3.17.2009

Waxing.

It's 4.30 on a Sunday in mid-March and right now, I can't think of a better time to be breathing in the crisp, mud-scented air than this moment. I listen to six cylinders and gravel crunch under the wheels and my brain is rapid-firing at me with thoughts about what the fuck I am doing and who the fuck I am. I downshift for the stop sign and brake. Here, now my head and heart is full of wanting of direction and an idea of what I will be in 5 10 15 years and the only thing I can see is brown, tilled fields and leafless tree lines.

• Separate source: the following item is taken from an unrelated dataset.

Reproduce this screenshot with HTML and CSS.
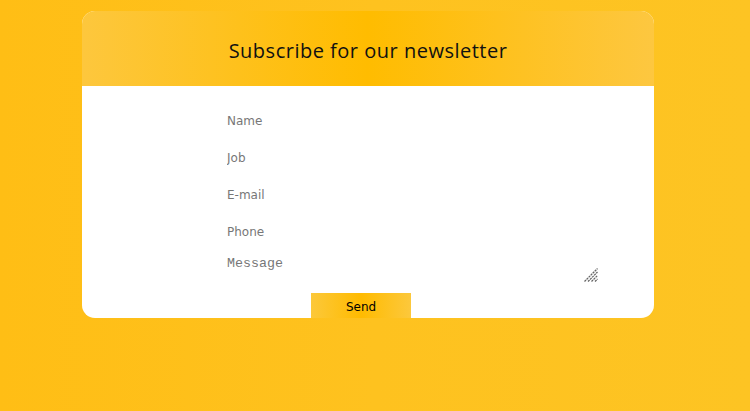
FILE: index.html
```html
<!DOCTYPE html>
<html lang="en">
<head>
<meta charset="utf-8">
<title>Subscribe</title>
<link rel="stylesheet" href="styles.css">
</head>
<body>
<div class="card">
  <div class="card-header">
    <h1 class="title">Subscribe for our newsletter</h1>
  </div>
  <form class="form">
    <input class="field" type="text" placeholder="Name">
    <input class="field" type="text" placeholder="Job">
    <input class="field" type="text" placeholder="E-mail">
    <input class="field" type="text" placeholder="Phone">
    <div class="message-wrap">
      <textarea class="message" placeholder="Message"></textarea>
      <svg class="resizer" width="14" height="14" viewBox="0 0 14 14" aria-hidden="true">
        <g stroke="#666" stroke-width="1.3" stroke-dasharray="2.2 0.7">
          <line x1="0.5" y1="13.5" x2="13.5" y2="0.5"/>
          <line x1="4" y1="13.5" x2="13.5" y2="4"/>
          <line x1="7.5" y1="13.5" x2="13.5" y2="7.5"/>
          <line x1="11" y1="13.5" x2="13.5" y2="11"/>
        </g>
      </svg>
    </div>
    <button class="send" type="button">Send</button>
  </form>
</div>
</body>
</html>
```

FILE: styles.css
```css
html, body {
  margin: 0;
  padding: 0;
}
body {
  width: 750px;
  height: 411px;
  background: linear-gradient(90deg, #ffbe15 0%, #fec21f 50%, #fdc423 100%);
  font-family: "DejaVu Sans", Verdana, sans-serif;
  overflow: hidden;
}
.card {
  width: 572px;
  margin: 11px 0 0 82px;
  background: #ffffff;
  border-radius: 13px;
  overflow: hidden;
}
.card-header {
  height: 75px;
  box-sizing: border-box;
  padding-top: 4px;
  display: flex;
  align-items: center;
  justify-content: center;
  background: linear-gradient(90deg, #fdc73d 0%, #ffbc00 50%, #fdc740 100%);
}
.title {
  margin: 0;
  font-family: "Open Sans", sans-serif;
  font-weight: 400;
  font-size: 20px;
  color: #111;
  letter-spacing: 0.5px;
}
.form {
  display: flex;
  flex-direction: column;
  align-items: flex-start;
  padding: 16px 0 0 142px;
}
.field {
  border: 0;
  outline: none;
  height: 37px;
  width: 300px;
  padding: 0 3px;
  margin: 0;
  font-family: "DejaVu Sans", Verdana, sans-serif;
  font-size: 12px;
  background: transparent;
}
.field::placeholder {
  color: #777;
}
.message-wrap {
  position: relative;
  width: 376px;
  height: 36px;
}
.message {
  display: block;
  border: 0;
  outline: none;
  margin: 0;
  width: 100%;
  height: 100%;
  padding: 6px 3px 2px;
  box-sizing: border-box;
  resize: none;
  font-family: "Liberation Mono", "Courier New", monospace;
  font-size: 13.33px;
  background: transparent;
}
.message::placeholder {
  color: #777;
}
.resizer {
  position: absolute;
  right: 2px;
  bottom: 4px;
  pointer-events: none;
}
.send {
  margin: 7px 0 0 87px;
  width: 100px;
  height: 25px;
  border: 0;
  padding: 2px 0 0;
  font-family: "DejaVu Sans", Verdana, sans-serif;
  font-size: 12px;
  color: #000;
  background: linear-gradient(90deg, #fcc83a 0%, #ffbb00 50%, #fcc83c 100%);
}
```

Picking up a camera to attempt to make an image that is interesting and smart and subtle has seemed like too much of an effort lately and I find myself going "but what's the point of photographing here? What important thing are you trying to said that already hasn't been said about the loss of rural life in the United States? You are beating a dead horse. Put the camera down" when my eye is pressed to the view finder. It doesn't seem like such a great thing to plot a future around but neither do any of the other ideas that I've come up within the past year or so (welder, librarian, intellect, part of the NPR braintrust, farmer, photographer, etc.). I want to know as much as I can, see as much as I can see. I want to shove as much stuff into my brain and figure out what to do from there.

I want to be everything. I want to be everywhere.